Code of Conduct Tribunal chairman threatens to jail journalists who misreport Onnoghen trial for 28 years

CODE of Conduct Tribunal (CCT) chairman Danladi Umar has warned journalists covering the ongoing trial of the suspended chief judge of Nigeria Justice Walter Onnoghen that he would not hesitate to send them to jail for 28 years if they publish false news.


In January this year, President Muhammadu Buhari suspended the embattled Justice Onnoghen and replaced him with Justice Tanko Mohammed, who was sworn-in as the acting chief judge of Nigeria (CJN). Over recent months, Justice Onnoghen has been involved in intense political jockeying with the government that involved him being charged before the Code of Conduct Tribunal (CCT) with false asset declaration.


Last Friday, Justice Onnoghen appeared before the CTT to answer the charges in what has become a messy case involving dozens of law suits. During the hearing, the federal government produced its first witness in the case James Opala, a CCB senior investigation officer, who was a member of a team of investigators that uncovered alleged infractions in Justice Onnoghen's asset declaration forms.


Reacting to sensational reporting of the case so far, Mr Umar has threatened to imprison journalists who misrepresent the ongoing proceedings. In response to what he described as some newspapers’ distortion and misrepresentation of Monday’s proceedings of the trial, Mr Umar said any journalist who commits such infraction again might have to remain in prison until his retirement in 28 years’ time.

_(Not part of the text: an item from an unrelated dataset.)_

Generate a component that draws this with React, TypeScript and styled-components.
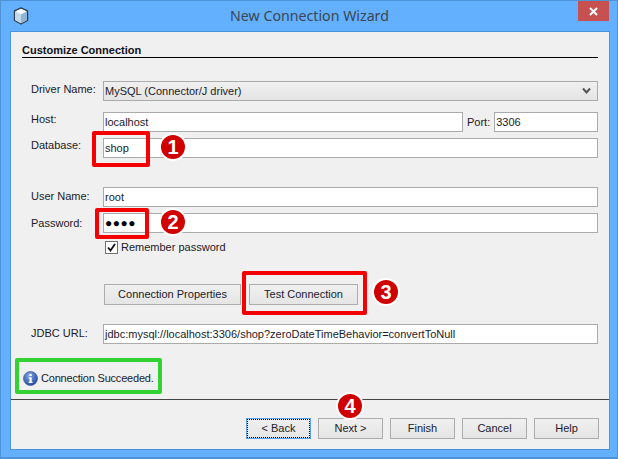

Mr Umar said: “Henceforth, any journalist carrying concocted or discredited statement which is not adduced before this tribunal, I will not hesitate to bring the full weight of the law heavily on the person. The journalist will languish there and may remain there until I retire, that is about 28 years from now.


“The person will be summarily sent to prison because that is contempt. It does not matter whether the contempt is committed in facie curiae before the court, or ex-facie curiae outside the court.”


Speaking in court, Mr Umar, who brought copies of the newspapers that published the stories he complained about, made the remarks at the beginning of today's proceedings. Meanwhile, the prosecution began hearing from Awal Yakassai, a retired director at the Code of Conduct Bureau, who was its second witness, today.